If you read the previous article OAuth using AWS Cognito, then you should be also reading this. I’m writing this article after a month of this very story. But I believe I won’t miss much.

SAML, OIDC setup and overview

If we look into the out-of-the-box social identity providers , there are few. If we want to add Microsoft/Azure, that would be done via SAML or OpenID connect.

Due to our client requirement, we started working on integrating Azure (now Entra) into Cognito via SAML. In Azure, to setup SAML, we start by creating an Enterprise Application.

The integration was successful and we were able to login with our organization email. This itself was not straight, I was facing exactly this issue , mismatch in user attributes. Thanks to the Chrome Extension for recording SAML messages (as that answer says). That is the way to debug SAML setup. Its a neat tool. IMO, SAML was not the straight integration.
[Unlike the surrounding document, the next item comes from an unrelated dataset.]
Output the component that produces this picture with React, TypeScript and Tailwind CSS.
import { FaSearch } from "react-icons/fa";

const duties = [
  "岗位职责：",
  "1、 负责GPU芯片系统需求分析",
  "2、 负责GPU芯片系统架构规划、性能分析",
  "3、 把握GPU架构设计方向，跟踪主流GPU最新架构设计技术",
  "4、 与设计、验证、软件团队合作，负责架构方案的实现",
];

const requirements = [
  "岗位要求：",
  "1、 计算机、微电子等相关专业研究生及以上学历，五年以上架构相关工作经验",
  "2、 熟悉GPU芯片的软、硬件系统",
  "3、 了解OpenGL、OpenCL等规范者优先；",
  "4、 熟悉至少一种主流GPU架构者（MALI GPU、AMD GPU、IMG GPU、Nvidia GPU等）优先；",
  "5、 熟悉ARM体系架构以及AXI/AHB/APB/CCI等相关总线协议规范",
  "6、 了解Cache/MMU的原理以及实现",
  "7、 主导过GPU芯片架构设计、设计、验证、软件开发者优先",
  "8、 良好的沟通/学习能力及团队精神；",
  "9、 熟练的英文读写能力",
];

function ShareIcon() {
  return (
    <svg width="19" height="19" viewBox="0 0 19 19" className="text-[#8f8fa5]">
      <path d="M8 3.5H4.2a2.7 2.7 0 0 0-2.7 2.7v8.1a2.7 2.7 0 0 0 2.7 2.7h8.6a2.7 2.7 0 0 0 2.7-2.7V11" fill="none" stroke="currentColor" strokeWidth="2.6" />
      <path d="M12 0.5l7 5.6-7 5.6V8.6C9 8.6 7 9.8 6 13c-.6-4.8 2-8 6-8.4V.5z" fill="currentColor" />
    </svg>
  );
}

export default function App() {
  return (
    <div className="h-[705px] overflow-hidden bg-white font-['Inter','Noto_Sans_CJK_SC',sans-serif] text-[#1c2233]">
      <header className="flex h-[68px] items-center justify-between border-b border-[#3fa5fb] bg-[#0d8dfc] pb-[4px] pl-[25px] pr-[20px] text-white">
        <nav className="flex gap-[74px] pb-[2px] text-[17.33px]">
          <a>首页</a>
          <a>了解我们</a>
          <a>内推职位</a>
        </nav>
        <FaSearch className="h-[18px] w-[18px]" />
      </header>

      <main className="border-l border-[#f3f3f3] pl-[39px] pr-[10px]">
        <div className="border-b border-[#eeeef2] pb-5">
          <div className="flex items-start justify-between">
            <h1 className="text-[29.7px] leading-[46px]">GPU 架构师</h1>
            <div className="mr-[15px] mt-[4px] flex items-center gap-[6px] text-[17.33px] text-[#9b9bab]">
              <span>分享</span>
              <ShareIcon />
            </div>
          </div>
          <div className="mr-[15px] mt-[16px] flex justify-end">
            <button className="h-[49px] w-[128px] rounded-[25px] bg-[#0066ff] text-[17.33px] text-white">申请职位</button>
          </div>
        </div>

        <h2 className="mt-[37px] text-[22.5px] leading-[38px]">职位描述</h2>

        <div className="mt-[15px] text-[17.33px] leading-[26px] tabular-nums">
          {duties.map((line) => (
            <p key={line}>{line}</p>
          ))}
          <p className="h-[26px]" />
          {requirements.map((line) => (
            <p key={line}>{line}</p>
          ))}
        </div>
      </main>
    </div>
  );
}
OpenID connect in Cognito with Azure Multi-tenancy

This moved on, we were only able to login with our organization’s email from which the SAML app was created. This means, if you have created the Azure Enterprise App with you@org,com, only users from org were able to login. This was surely not what we wanted. This encouraged us to look into the OpenIDC way.

Cognito Ms/Auth0

IMO, OpenIDC is comparatively straight to setup in Cognito and in Azure. Cognito has a general guide to setup any federated identity via OIDC . Set up an OpenID Connect provider with Microsoft Entra ID - here

As above setup guide says, you can provide an issuer URL and Cognito will populate values for the authentication endpoint, token endpoint, userInfo endpoint, and jwks_uri. The auto-filling never worked for me. If you go-to https://login.microsoftonline.com/{tenant}/v2.0 where the tenant is the Directory (tenant) ID in Azure, it will give you all the endpoints required by OpenID Connect. I suggest filling those endpoints manually. Again, auto-fill failed silently for me and I spent long time debugging without knowing what went wrong. So, Cognito is not so brave in auto-filling it. Technically it could be a bug? anything failing silently is inherently bad IMO. Anyways, here is my whole setup.
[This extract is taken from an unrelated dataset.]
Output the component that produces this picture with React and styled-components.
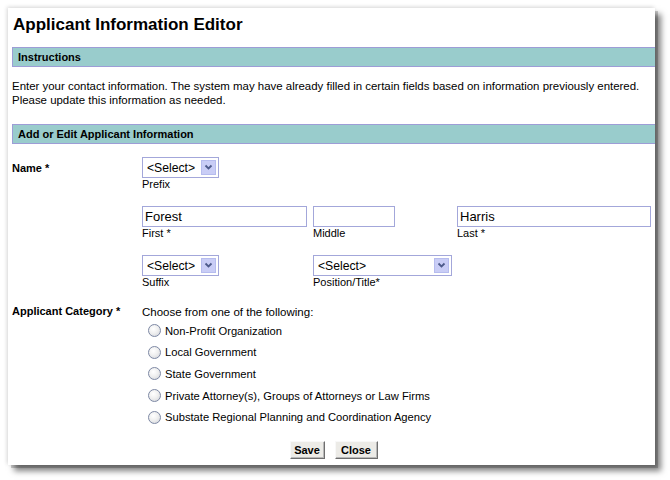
import React from 'react';
import styled, { createGlobalStyle } from 'styled-components';

const GlobalStyle = createGlobalStyle`
  html, body { margin: 0; padding: 0; background: #fff; }
  body { font-family: "Liberation Sans", Arial, sans-serif; color: #000; }
`;

const Page = styled.div`
  padding: 8px 0 0 8px;
  height: 480px;
  box-sizing: border-box;
`;

const Panel = styled.div`
  width: 647px;
  height: 457px;
  box-sizing: border-box;
  background: #fff;
  padding: 7px 0 0 4px;
  box-shadow: 3px 3px 0 rgba(0, 0, 0, 0.18), 6px 6px 6px rgba(0, 0, 0, 0.5), -1px -1px 4px rgba(0, 0, 0, 0.16);
  display: flex;
  flex-direction: column;
`;

const Title = styled.h1`
  margin: 0 0 12px 1px;
  font-size: 17px;
  line-height: 20px;
  font-weight: bold;
`;

const Bar = styled.div`
  height: 20px;
  box-sizing: border-box;
  background: #99cccc;
  border: 1px solid #9d9dd6;
  border-right: none;
  padding-left: 5px;
  font-size: 11px;
  font-weight: bold;
  line-height: 18px;
  margin-top: ${(p) => p.$mt || 0}px;
`;

const Para = styled.p`
  margin: 12px 0 0 0;
  font-size: 11.45px;
  line-height: 14px;
`;

const FormRow = styled.div`
  display: grid;
  grid-template-columns: 130px 1fr;
  margin-top: ${(p) => p.$mt || 0}px;
`;

const RowLabel = styled.div`
  font-size: 11px;
  font-weight: bold;
  line-height: 14px;
  padding-top: ${(p) => p.$pt || 0}px;
`;

const NameGrid = styled.div`
  display: grid;
  grid-template-columns: 171px 144px 198px;
  row-gap: 15px;
`;

const Field = styled.div`
  display: flex;
  flex-direction: column;
  align-items: flex-start;
  grid-column: ${(p) => p.$span || 'auto'};
`;

const Caption = styled.span`
  font-size: 11px;
  line-height: 13px;
`;

const TextInput = styled.input`
  width: ${(p) => p.$w}px;
  height: 21px;
  box-sizing: border-box;
  border: 1px solid #a3a7da;
  padding: 0 2px;
  margin: 0;
  font-family: "Liberation Sans", Arial, sans-serif;
  font-size: 13px;
  color: #000;
  outline: none;
`;

const SelectBox = styled.div`
  width: ${(p) => p.$w}px;
  height: 21px;
  box-sizing: border-box;
  border: 1px solid #a3a7da;
  display: flex;
  align-items: center;
  padding: 1px 2px 1px 0;
  background: #fff;
`;

const NativeSelect = styled.select`
  appearance: none;
  -webkit-appearance: none;
  border: none;
  background: transparent;
  flex: 1;
  min-width: 0;
  height: 100%;
  padding: 0 0 0 4px;
  margin: 0;
  font-family: "Liberation Sans", Arial, sans-serif;
  font-size: 12.2px;
  color: #000;
  outline: none;
`;

const ArrowBox = styled.span`
  width: 15px;
  height: 15px;
  box-sizing: border-box;
  background: #c9cdf6;
  border: 1px solid #b6bcee;
  display: flex;
  align-items: center;
  justify-content: center;
  flex-shrink: 0;
`;

const CategoryBody = styled.div`
  display: flex;
  flex-direction: column;
`;

const Prompt = styled.div`
  font-size: 11.5px;
  line-height: 14px;
  padding-top: 0.5px;
`;

const RadioList = styled.div`
  display: flex;
  flex-direction: column;
  margin: 1.5px 0 0 6px;
`;

const RadioRow = styled.label`
  display: flex;
  align-items: center;
  height: 21.6px;
  font-size: 11.2px;
`;

const Radio = styled.input`
  appearance: none;
  -webkit-appearance: none;
  width: 13px;
  height: 13px;
  margin: 0 4px 0 0;
  border: 1px solid #7d88a4;
  border-radius: 50%;
  box-sizing: border-box;
  background: radial-gradient(circle at 40% 35%, #ffffff 0%, #f0f0f0 45%, #cfd2d8 100%);
`;

const ButtonRow = styled.div`
  display: flex;
  justify-content: center;
  gap: 10px;
  margin-top: 13px;
`;

const Button = styled.button`
  width: ${(p) => p.$w}px;
  height: 18px;
  box-sizing: border-box;
  padding: 0;
  font-family: "Liberation Sans", Arial, sans-serif;
  font-size: 11px;
  font-weight: bold;
  color: #000;
  background: #ecebe7;
  border: 1px solid;
  border-color: #f8f8f8 #6f6f6f #6f6f6f #f8f8f8;
  box-shadow: inset -1px -1px 0 #b8b8b8;
`;

const Chevron = () => (
  <svg width="9" height="7" viewBox="0 0 9 7">
    <path d="M1.5 1.5 L4.5 4.5 L7.5 1.5" fill="none" stroke="#4d5a8a" strokeWidth="1.8" />
  </svg>
);

const Select = ({ w }) => (
  <SelectBox $w={w}>
    <NativeSelect defaultValue="">
      <option value="">&lt;Select&gt;</option>
    </NativeSelect>
    <ArrowBox>
      <Chevron />
    </ArrowBox>
  </SelectBox>
);

const categories = [
  'Non-Profit Organization',
  'Local Government',
  'State Government',
  'Private Attorney(s), Groups of Attorneys or Law Firms',
  'Substate Regional Planning and Coordination Agency',
];

export default function App() {
  return (
    <>
      <GlobalStyle />
      <Page>
        <Panel>
          <Title>Applicant Information Editor</Title>
          <Bar>Instructions</Bar>
          <Para>
            Enter your contact information. The system may have already filled in certain fields based on information previously entered.
            <br />
            Please update this information as needed.
          </Para>
          <Bar $mt={17}>Add or Edit Applicant Information</Bar>

          <FormRow $mt={13}>
            <RowLabel $pt={4}>Name *</RowLabel>
            <NameGrid>
              <Field $span="1 / 4">
                <Select w={77} />
                <Caption>Prefix</Caption>
              </Field>
              <Field>
                <TextInput $w={165} defaultValue="Forest" />
                <Caption>First *</Caption>
              </Field>
              <Field>
                <TextInput $w={82} defaultValue="" />
                <Caption>Middle</Caption>
              </Field>
              <Field>
                <TextInput $w={194} defaultValue="Harris" />
                <Caption>Last *</Caption>
              </Field>
              <Field>
                <Select w={77} />
                <Caption>Suffix</Caption>
              </Field>
              <Field>
                <Select w={139} />
                <Caption>Position/Title*</Caption>
              </Field>
            </NameGrid>
          </FormRow>

          <FormRow $mt={15}>
            <RowLabel>Applicant Category *</RowLabel>
            <CategoryBody>
              <Prompt>Choose from one of the following:</Prompt>
              <RadioList>
                {categories.map((c) => (
                  <RadioRow key={c}>
                    <Radio type="radio" name="category" value={c} />
                    {c}
                  </RadioRow>
                ))}
              </RadioList>
            </CategoryBody>
          </FormRow>

          <ButtonRow>
            <Button $w={35}>Save</Button>
            <Button $w={43}>Close</Button>
          </ButtonRow>
        </Panel>
      </Page>
    </>
  );
}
FYI Authorized scopes can be openid email profile.

cognito-azure-1

This time in Azure application, we chose the option “Accounts in any organizational directory and personal Microsoft accounts” In Supported Account types while setting up the app. This option will allow users who have personal Microsoft accounts and users from another tenant to access the application.

Read more: Validation differences by supported account types. 1- Accounts in this organizational directory only (Single tenant) - This is the default mode unless we choose not to. 2- Accounts in any organizational directory (Any Microsoft Entra directory - Multitenant) - This is the Multi-tenant aspect Azure has.

Entra OIDC App settings

Not very late, we hit up on the same issue, users with their personal accounts or other 365 accounts (Multitenant) could not sign-in to our app.

Cognito failed me

I spent almost two days debugging this issue until I decided to search if this issue in depth which i did not do. I saw this question asked by someone telling the same issue 401 error getting token, bad id-token issue. Okay, this was it. We contacted AWS Support regarding this and they responded saying “Cognito doesn’t yet support multi-tenant authentication”.

[gasp]

I mean, why they never mentioned this was not supported in Cognito? I have looked into this even more and found more relevant threads.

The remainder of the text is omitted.